%%

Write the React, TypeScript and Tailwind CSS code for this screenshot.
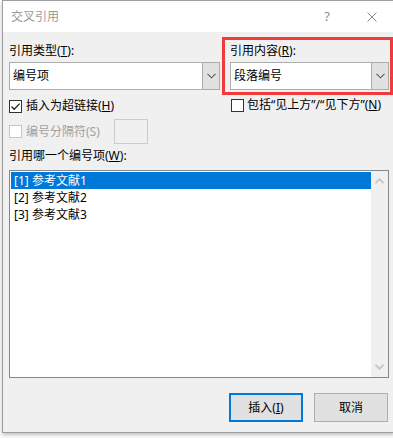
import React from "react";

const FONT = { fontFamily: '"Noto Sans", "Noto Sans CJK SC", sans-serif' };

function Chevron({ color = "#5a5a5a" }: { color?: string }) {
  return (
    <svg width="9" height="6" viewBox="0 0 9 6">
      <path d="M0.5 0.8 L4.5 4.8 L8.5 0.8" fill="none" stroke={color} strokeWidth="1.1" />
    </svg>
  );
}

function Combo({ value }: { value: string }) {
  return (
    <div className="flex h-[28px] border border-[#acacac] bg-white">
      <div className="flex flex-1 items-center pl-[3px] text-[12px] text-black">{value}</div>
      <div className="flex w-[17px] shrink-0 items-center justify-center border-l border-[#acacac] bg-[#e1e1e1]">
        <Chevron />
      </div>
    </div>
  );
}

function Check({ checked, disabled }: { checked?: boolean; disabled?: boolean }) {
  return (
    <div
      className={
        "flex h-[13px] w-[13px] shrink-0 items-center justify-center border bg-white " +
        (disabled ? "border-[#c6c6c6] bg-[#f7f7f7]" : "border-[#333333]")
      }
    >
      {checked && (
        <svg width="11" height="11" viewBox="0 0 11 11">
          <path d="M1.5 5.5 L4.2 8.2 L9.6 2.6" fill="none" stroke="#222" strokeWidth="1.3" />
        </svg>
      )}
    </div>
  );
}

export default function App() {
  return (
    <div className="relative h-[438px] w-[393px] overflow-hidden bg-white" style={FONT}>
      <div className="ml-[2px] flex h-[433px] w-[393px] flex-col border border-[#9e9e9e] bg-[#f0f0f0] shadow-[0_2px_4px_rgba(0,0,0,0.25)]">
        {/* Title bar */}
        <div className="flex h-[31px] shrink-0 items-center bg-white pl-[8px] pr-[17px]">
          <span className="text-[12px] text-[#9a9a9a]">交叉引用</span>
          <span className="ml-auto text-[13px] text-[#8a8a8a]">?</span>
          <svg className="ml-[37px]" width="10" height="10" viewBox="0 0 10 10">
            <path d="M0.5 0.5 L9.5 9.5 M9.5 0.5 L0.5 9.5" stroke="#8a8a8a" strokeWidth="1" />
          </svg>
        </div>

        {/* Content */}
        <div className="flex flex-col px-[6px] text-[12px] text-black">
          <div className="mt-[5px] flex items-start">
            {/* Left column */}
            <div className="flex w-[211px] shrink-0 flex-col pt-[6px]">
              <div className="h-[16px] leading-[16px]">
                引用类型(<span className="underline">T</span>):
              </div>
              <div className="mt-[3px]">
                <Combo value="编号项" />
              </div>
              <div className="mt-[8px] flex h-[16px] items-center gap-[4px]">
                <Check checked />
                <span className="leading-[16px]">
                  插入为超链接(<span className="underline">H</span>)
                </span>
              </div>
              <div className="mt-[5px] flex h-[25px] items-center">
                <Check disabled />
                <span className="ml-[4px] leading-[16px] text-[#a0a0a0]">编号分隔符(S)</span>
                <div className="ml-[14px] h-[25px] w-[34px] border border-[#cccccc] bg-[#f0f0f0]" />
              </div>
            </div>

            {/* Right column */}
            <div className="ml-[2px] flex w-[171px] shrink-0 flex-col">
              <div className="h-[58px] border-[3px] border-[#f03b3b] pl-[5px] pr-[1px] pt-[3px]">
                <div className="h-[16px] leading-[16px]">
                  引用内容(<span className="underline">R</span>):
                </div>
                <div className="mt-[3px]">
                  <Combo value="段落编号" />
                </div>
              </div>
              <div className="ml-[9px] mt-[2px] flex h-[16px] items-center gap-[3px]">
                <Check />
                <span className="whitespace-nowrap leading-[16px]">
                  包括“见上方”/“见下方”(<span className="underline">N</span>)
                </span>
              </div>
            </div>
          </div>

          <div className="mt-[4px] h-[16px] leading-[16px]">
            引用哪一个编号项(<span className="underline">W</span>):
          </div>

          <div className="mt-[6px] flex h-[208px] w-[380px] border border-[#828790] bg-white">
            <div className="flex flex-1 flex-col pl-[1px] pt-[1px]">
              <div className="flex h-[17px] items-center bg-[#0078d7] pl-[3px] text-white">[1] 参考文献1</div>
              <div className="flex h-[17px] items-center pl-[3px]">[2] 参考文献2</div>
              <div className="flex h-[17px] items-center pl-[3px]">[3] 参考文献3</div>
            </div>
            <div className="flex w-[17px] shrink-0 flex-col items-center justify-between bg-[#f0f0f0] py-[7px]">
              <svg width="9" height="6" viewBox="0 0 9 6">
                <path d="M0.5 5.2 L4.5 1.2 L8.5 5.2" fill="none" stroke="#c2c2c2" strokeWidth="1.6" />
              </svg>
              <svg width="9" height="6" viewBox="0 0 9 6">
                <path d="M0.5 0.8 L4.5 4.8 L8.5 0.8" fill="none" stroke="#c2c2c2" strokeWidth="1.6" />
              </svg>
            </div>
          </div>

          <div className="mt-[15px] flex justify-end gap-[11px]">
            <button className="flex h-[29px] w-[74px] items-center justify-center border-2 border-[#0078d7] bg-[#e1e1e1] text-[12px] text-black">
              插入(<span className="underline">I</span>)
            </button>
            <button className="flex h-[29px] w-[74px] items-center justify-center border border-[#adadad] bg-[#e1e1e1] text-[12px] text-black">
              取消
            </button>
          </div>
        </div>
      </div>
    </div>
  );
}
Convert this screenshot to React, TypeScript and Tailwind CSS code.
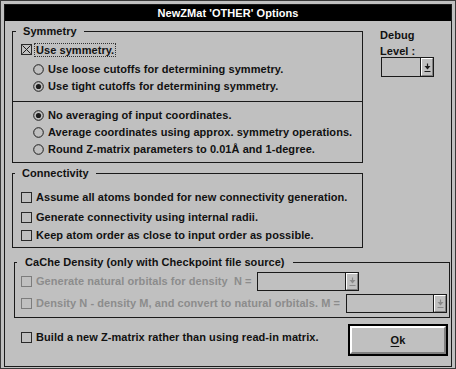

%%

Each line of the data is to be duplicated exactly; pictures stay out of the copy.

Response to the task:
Write the React, TypeScript and Tailwind CSS code for this screenshot.
import React from "react";

const FONT = { fontFamily: '"Noto Sans", "Noto Sans CJK SC", sans-serif' };

function Chevron({ color = "#5a5a5a" }: { color?: string }) {
  return (
    <svg width="9" height="6" viewBox="0 0 9 6">
      <path d="M0.5 0.8 L4.5 4.8 L8.5 0.8" fill="none" stroke={color} strokeWidth="1.1" />
    </svg>
  );
}

function Combo({ value }: { value: string }) {
  return (
    <div className="flex h-[28px] border border-[#acacac] bg-white">
      <div className="flex flex-1 items-center pl-[3px] text-[12px] text-black">{value}</div>
      <div className="flex w-[17px] shrink-0 items-center justify-center border-l border-[#acacac] bg-[#e1e1e1]">
        <Chevron />
      </div>
    </div>
  );
}

function Check({ checked, disabled }: { checked?: boolean; disabled?: boolean }) {
  return (
    <div
      className={
        "flex h-[13px] w-[13px] shrink-0 items-center justify-center border bg-white " +
        (disabled ? "border-[#c6c6c6] bg-[#f7f7f7]" : "border-[#333333]")
      }
    >
      {checked && (
        <svg width="11" height="11" viewBox="0 0 11 11">
          <path d="M1.5 5.5 L4.2 8.2 L9.6 2.6" fill="none" stroke="#222" strokeWidth="1.3" />
        </svg>
      )}
    </div>
  );
}

export default function App() {
  return (
    <div className="relative h-[438px] w-[393px] overflow-hidden bg-white" style={FONT}>
      <div className="ml-[2px] flex h-[433px] w-[393px] flex-col border border-[#9e9e9e] bg-[#f0f0f0] shadow-[0_2px_4px_rgba(0,0,0,0.25)]">
        {/* Title bar */}
        <div className="flex h-[31px] shrink-0 items-center bg-white pl-[8px] pr-[17px]">
          <span className="text-[12px] text-[#9a9a9a]">交叉引用</span>
          <span className="ml-auto text-[13px] text-[#8a8a8a]">?</span>
          <svg className="ml-[37px]" width="10" height="10" viewBox="0 0 10 10">
            <path d="M0.5 0.5 L9.5 9.5 M9.5 0.5 L0.5 9.5" stroke="#8a8a8a" strokeWidth="1" />
          </svg>
        </div>

        {/* Content */}
        <div className="flex flex-col px-[6px] text-[12px] text-black">
          <div className="mt-[5px] flex items-start">
            {/* Left column */}
            <div className="flex w-[211px] shrink-0 flex-col pt-[6px]">
              <div className="h-[16px] leading-[16px]">
                引用类型(<span className="underline">T</span>):
              </div>
              <div className="mt-[3px]">
                <Combo value="编号项" />
              </div>
              <div className="mt-[8px] flex h-[16px] items-center gap-[4px]">
                <Check checked />
                <span className="leading-[16px]">
                  插入为超链接(<span className="underline">H</span>)
                </span>
              </div>
              <div className="mt-[5px] flex h-[25px] items-center">
                <Check disabled />
                <span className="ml-[4px] leading-[16px] text-[#a0a0a0]">编号分隔符(S)</span>
                <div className="ml-[14px] h-[25px] w-[34px] border border-[#cccccc] bg-[#f0f0f0]" />
              </div>
            </div>

            {/* Right column */}
            <div className="ml-[2px] flex w-[171px] shrink-0 flex-col">
              <div className="h-[58px] border-[3px] border-[#f03b3b] pl-[5px] pr-[1px] pt-[3px]">
                <div className="h-[16px] leading-[16px]">
                  引用内容(<span className="underline">R</span>):
                </div>
                <div className="mt-[3px]">
                  <Combo value="段落编号" />
                </div>
              </div>
              <div className="ml-[9px] mt-[2px] flex h-[16px] items-center gap-[3px]">
                <Check />
                <span className="whitespace-nowrap leading-[16px]">
                  包括“见上方”/“见下方”(<span className="underline">N</span>)
                </span>
              </div>
            </div>
          </div>

          <div className="mt-[4px] h-[16px] leading-[16px]">
            引用哪一个编号项(<span className="underline">W</span>):
          </div>

          <div className="mt-[6px] flex h-[208px] w-[380px] border border-[#828790] bg-white">
            <div className="flex flex-1 flex-col pl-[1px] pt-[1px]">
              <div className="flex h-[17px] items-center bg-[#0078d7] pl-[3px] text-white">[1] 参考文献1</div>
              <div className="flex h-[17px] items-center pl-[3px]">[2] 参考文献2</div>
              <div className="flex h-[17px] items-center pl-[3px]">[3] 参考文献3</div>
            </div>
            <div className="flex w-[17px] shrink-0 flex-col items-center justify-between bg-[#f0f0f0] py-[7px]">
              <svg width="9" height="6" viewBox="0 0 9 6">
                <path d="M0.5 5.2 L4.5 1.2 L8.5 5.2" fill="none" stroke="#c2c2c2" strokeWidth="1.6" />
              </svg>
              <svg width="9" height="6" viewBox="0 0 9 6">
                <path d="M0.5 0.8 L4.5 4.8 L8.5 0.8" fill="none" stroke="#c2c2c2" strokeWidth="1.6" />
              </svg>
            </div>
          </div>

          <div className="mt-[15px] flex justify-end gap-[11px]">
            <button className="flex h-[29px] w-[74px] items-center justify-center border-2 border-[#0078d7] bg-[#e1e1e1] text-[12px] text-black">
              插入(<span className="underline">I</span>)
            </button>
            <button className="flex h-[29px] w-[74px] items-center justify-center border border-[#adadad] bg-[#e1e1e1] text-[12px] text-black">
              取消
            </button>
          </div>
        </div>
      </div>
    </div>
  );
}
Convert this screenshot to React, TypeScript and Tailwind CSS code.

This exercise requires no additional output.